You have Shopify running your beautiful storefront and taking payments like a champ. Then you have HubSpot, quietly sitting there with all your customer, marketing and sales data. And most of the time, they are like two strangers at a networking event who definitely should talk, but never quite do.
The result? Customer data on one side, marketing and CRM on the other, and you in the middle, copy-pasting between tools and hoping nothing breaks.
This is where the HubSpot and Shopify integration stops being a “nice to have” and becomes your secret weapon. When you connect the two, you finally get what most Aussie e‑commerce businesses are desperate for:
- A single, clean view of each customer
- Proper personalisation based on purchase behaviour
- Marketing, sales and service all working off the same source of truth
Let us walk through how, why and what to do with it.
The Modern E‑commerce Reality: It Is Not Just About the Cart Anymore
Once upon a time, e‑commerce success was: Traffic + conversions = we are done here.
Now, not so much. Customers expect you to:
- Remember what they bought before
- Recommend things that actually make sense
- Fix problems quickly and nicely
In other words, the sale is not the end. It is the middle.
To turn one‑off buyers into repeat customers and brand advocates, you need a joined‑up view of their journey.

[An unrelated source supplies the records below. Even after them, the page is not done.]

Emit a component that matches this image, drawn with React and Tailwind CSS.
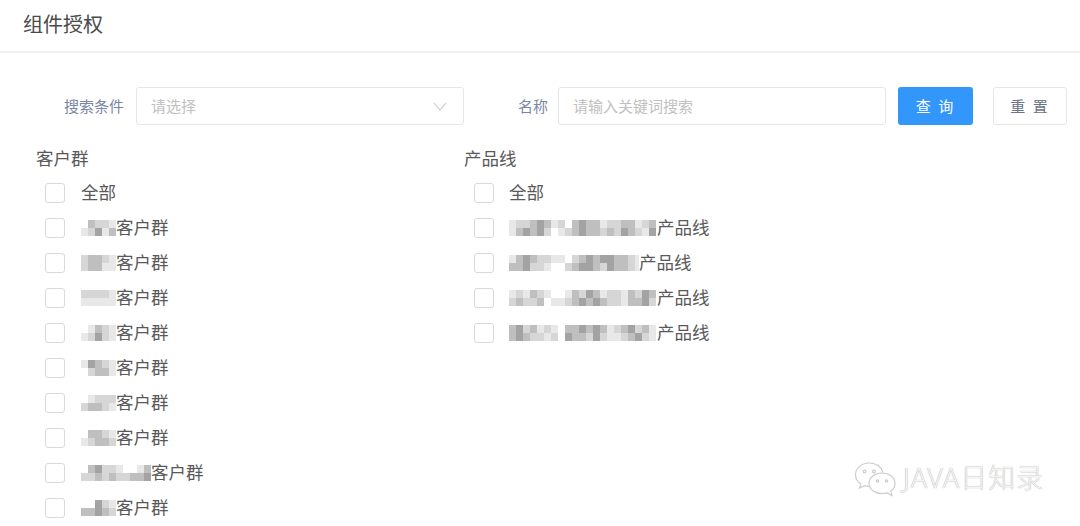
import React from 'react';

const FONT = 'font-["Noto_Sans_CJK_SC","Noto_Sans",sans-serif]';

const shades = {
  '0': 'bg-white',
  '1': 'bg-[#e8e8e8]',
  '2': 'bg-[#d6d6d6]',
  '3': 'bg-[#bfbfbf]',
  '4': 'bg-[#a3a3a3]',
};

// redacted part of a label, two rows of tiles cut to the label's width
function Mosaic({ rows, width }) {
  return (
    <span className="flex flex-col overflow-hidden blur-[0.6px]" style={{ width }}>
      {rows.map((row, i) => (
        <span key={i} className="flex">
          {row.split('').map((c, j) => (
            <span key={j} className={`w-[7px] h-[8px] shrink-0 ${shades[c]}`}></span>
          ))}
        </span>
      ))}
    </span>
  );
}

function Row({ rows, width, suffix, gap }) {
  return (
    <div className="flex items-center h-[35px]">
      <span className="w-5 h-5 shrink-0 rounded-[3px] border border-[#d9d9d9] bg-white"></span>
      <div className={`flex items-center text-[17.5px] text-[#595959] ${gap}`}>
        {rows && <Mosaic rows={rows} width={width} />}
        <span>{suffix}</span>
      </div>
    </div>
  );
}

const customers = [
  { rows: ['03221', '12413'], width: 35 },
  { rows: ['23321', '23311'], width: 35 },
  { rows: ['22221', '11111'], width: 35 },
  { rows: ['01321', '12421'], width: 35 },
  { rows: ['14321', '02331'], width: 35 },
  { rows: ['01222', '23321'], width: 35 },
  { rows: ['03321', '12332'], width: 35 },
  { rows: ['0342210013', '2232322334'], width: 70 },
  { rows: ['00421', '33432'], width: 35 },
];

const products = [
  { rows: ['122343120343312233123', '134342012343323243214'], width: 148 },
  { rows: ['1343221102343443', '3342210023443243'].map((r) => r + '321'), width: 130 },
  { rows: ['121321001324312213243', '232230112343432213342'], width: 148 },
  { rows: ['342312103343431234231', '343221204332421123421'], width: 148 },
];

function WeChatMark() {
  return (
    <svg width="44" height="38" viewBox="0 0 44 38" fill="none" stroke="#cccccc" strokeWidth="1.2">
      <path d="M30 11.500C28.500 5.800 22.800 2 16.500 2 8.800 2 2.500 7.200 2.500 13.700c0 3.700 2 6.900 5.200 9.100L6.500 27l4.800-2.400c1.700.5 3.400.8 5.200.8" />
      <circle cx="11.500" cy="10.500" r="1.400" />
      <circle cx="21" cy="10.500" r="1.400" />
      <path d="M29 12c7.200 0 13 4.700 13 10.500 0 3-1.600 5.700-4.100 7.600l1.100 4.400-4.700-2.600c-1.700.5-3.400.8-5.300.8-7.200 0-13-4.700-13-10.500S21.800 12 29 12Z" fill="#ffffff" />
      <circle cx="24.500" cy="20" r="1.200" />
      <circle cx="33.500" cy="20" r="1.200" />
    </svg>
  );
}

export default function App() {
  return (
    <div className={`relative w-[1080px] h-[526px] overflow-hidden bg-white ${FONT}`}>
      <div className="h-[53px] pl-[23px] flex items-center pb-[3px] border-b-2 border-[#f0f0f0] text-[20px] text-[#4a4a4a]">
        组件授权
      </div>

      <div className="flex items-center mt-[34px] text-[15px]">
        <label className="w-[124px] text-right text-[#7a86a3]">搜索条件</label>
        <div className="ml-[12px] w-[328px] h-[38px] pl-[14px] pr-[16px] flex items-center justify-between rounded-[3px] border border-[#e6e6e6] text-[#c0c0c0]">
          <span>请选择</span>
          <svg width="14" height="9" viewBox="0 0 14 9" fill="none" stroke="#c4c6cc" strokeWidth="1.1">
            <path d="M1 1l6 7 6-7" />
          </svg>
        </div>
        <label className="w-[84px] text-right text-[#7a86a3]">名称</label>
        <div className="ml-[10px] w-[328px] h-[38px] pl-[14px] flex items-center rounded-[3px] border border-[#e6e6e6] text-[#c0c0c0]">
          请输入关键词搜索
        </div>
        <button className="ml-[12px] w-[75px] h-[38px] rounded-[3px] bg-[#3296fa] text-white tracking-[2px]">
          查 询
        </button>
        <button className="ml-[20px] w-[74px] h-[38px] rounded-[3px] border border-[#e6e6e6] text-[#6b7486] tracking-[2px]">
          重 置
        </button>
      </div>

      <div className="flex mt-[16px]">
        <div className="w-[464px] pl-[36px]">
          <div className="h-[34px] flex items-center text-[17.5px] text-[#595959]">客户群</div>
          <div className="pl-[9px]">
            <Row suffix="全部" gap="ml-4" />
            {customers.map((c, i) => (
              <Row key={i} rows={c.rows} width={c.width} suffix="客户群" gap="ml-4" />
            ))}
          </div>
        </div>
        <div>
          <div className="h-[34px] flex items-center text-[17.5px] text-[#595959]">产品线</div>
          <div className="pl-[10px]">
            <Row suffix="全部" gap="ml-[15px]" />
            {products.map((p, i) => (
              <Row key={i} rows={p.rows} width={p.width} suffix="产品线" gap="ml-[15px]" />
            ))}
          </div>
        </div>
      </div>

      {/* watermark over the page */}
      <div className="absolute left-[853px] top-[461px] flex items-center text-[27px] tracking-[1px] text-[#f4f4f4] [text-shadow:0_0_1px_#8f8f8f] font-light">
        <WeChatMark />
        <span className="ml-[6px] -mt-[4px] font-['Noto_Sans','Noto_Sans_CJK_SC',sans-serif]">JAVA日知录</span>
      </div>
    </div>
  );
}
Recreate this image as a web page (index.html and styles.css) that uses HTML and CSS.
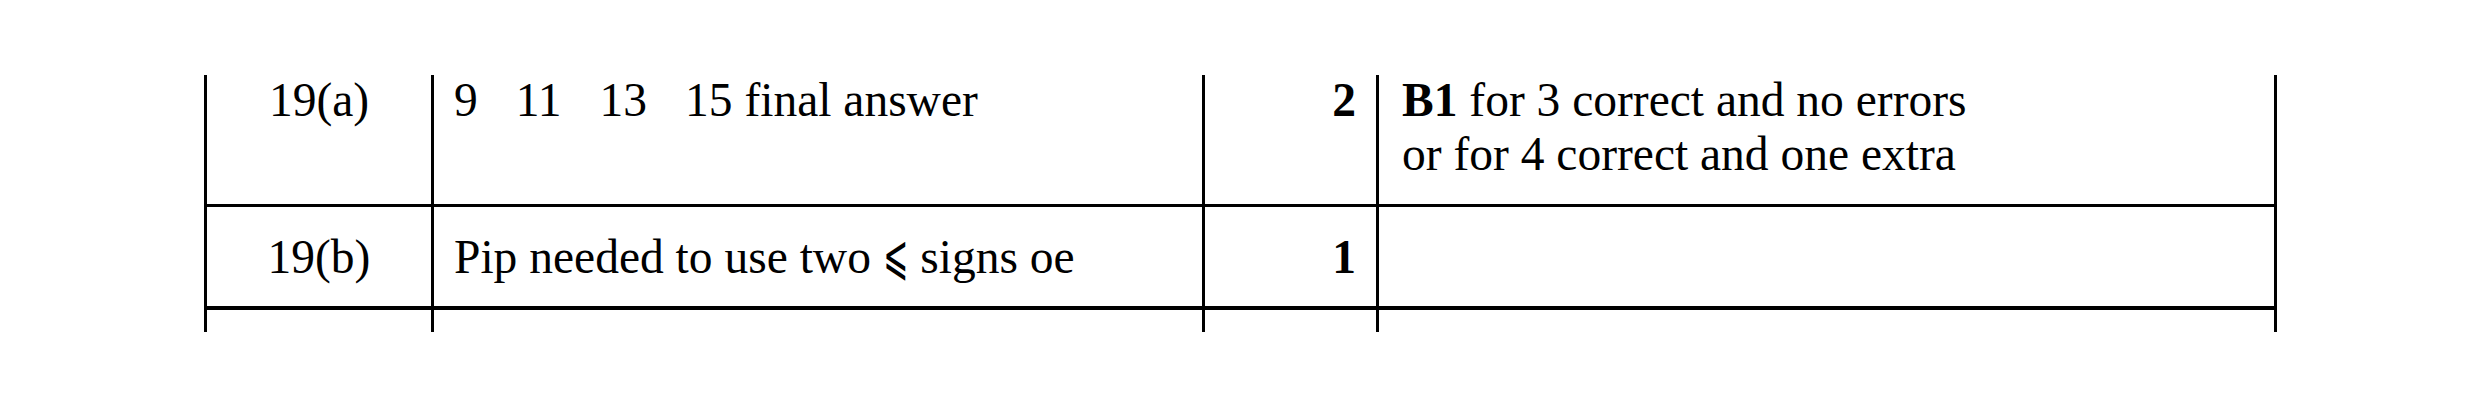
FILE: index.html
```html
<!DOCTYPE html>
<html lang="en">
<head>
<meta charset="utf-8">
<title>Mark scheme</title>
<link rel="stylesheet" href="styles.css">
</head>
<body>
<div class="page">
  <table class="ms">
    <tr class="r1">
      <td class="q"><div class="cell">19(a)</div></td>
      <td class="ans"><div class="cell"><span class="n">9</span><span class="n">11</span><span class="n">13</span>15 final answer</div></td>
      <td class="mk"><div class="cell">2</div></td>
      <td class="com"><div class="cell"><b>B1</b> for 3 correct and no errors<br>or for 4 correct and one extra</div></td>
    </tr>
    <tr class="r2">
      <td class="q">19(b)</td>
      <td class="ans">Pip needed to use two <span class="sym">⩽</span> signs oe</td>
      <td class="mk">1</td>
      <td class="com"></td>
    </tr>
    <tr class="r3">
      <td class="q"></td>
      <td class="ans"></td>
      <td class="mk"></td>
      <td class="com"></td>
    </tr>
  </table>
</div>
</body>
</html>
```

FILE: styles.css
```css
html, body {
  margin: 0;
  padding: 0;
  background: #ffffff;
}

.page {
  padding: 75px 0 0 204px;
}

.ms {
  border-collapse: separate;
  border-spacing: 0;
  table-layout: fixed;
  width: 2073px;
  font-family: "Liberation Serif", "Times New Roman", serif;
  font-size: 47.5px;
  line-height: 54px;
  color: #000;
}

.ms td {
  box-sizing: border-box;
  border-left: 3px solid #000;
  padding: 0;
  vertical-align: top;
  white-space: nowrap;
}

.ms td.q { width: 227px; text-align: center; }
.ms td.ans { width: 771px; padding-left: 20px; }
.ms td.mk { width: 174px; text-align: right; padding-right: 20px; font-weight: bold; }
.ms td.com { width: 901px; padding-left: 23px; border-right: 3px solid #000; }

.r1 td { height: 129px; }
.r1 .cell { margin-top: -2px; }

.r2 td {
  height: 102px;
  border-top: 3px solid #000;
  padding-top: 23px;
}

.r3 td {
  height: 26px;
  border-top: 4px solid #000;
}

.n { margin-right: 0.8em; }

.sym {
  display: inline-block;
  font-family: "DejaVu Serif", "DejaVu Sans", serif;
  font-size: 0.9em;
  line-height: 1;
  transform: scale(0.7, 1.3);
  transform-origin: 50% 80%;
  margin: 0 -0.12em;
}
```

That means Shopify and HubSpot talking properly, not sending the odd postcard.
Why HubSpot and Shopify Are So Good Together
Think of it like this:
- Shopify is your e‑commerce engine
- HubSpot is your customer brain
When you integrate them, you create:
- A connected ecosystem where orders, products and customers all flow into HubSpot
- A 360‑degree customer profile where you can see:
- Orders
- Revenue
- Email engagement
- Website behaviour
- Support history
You stop guessing and start using real data for your campaigns, automation
What This Integration Actually Connects
This is where we get practical. The integration is not just “contacts syncing”. It is much richer.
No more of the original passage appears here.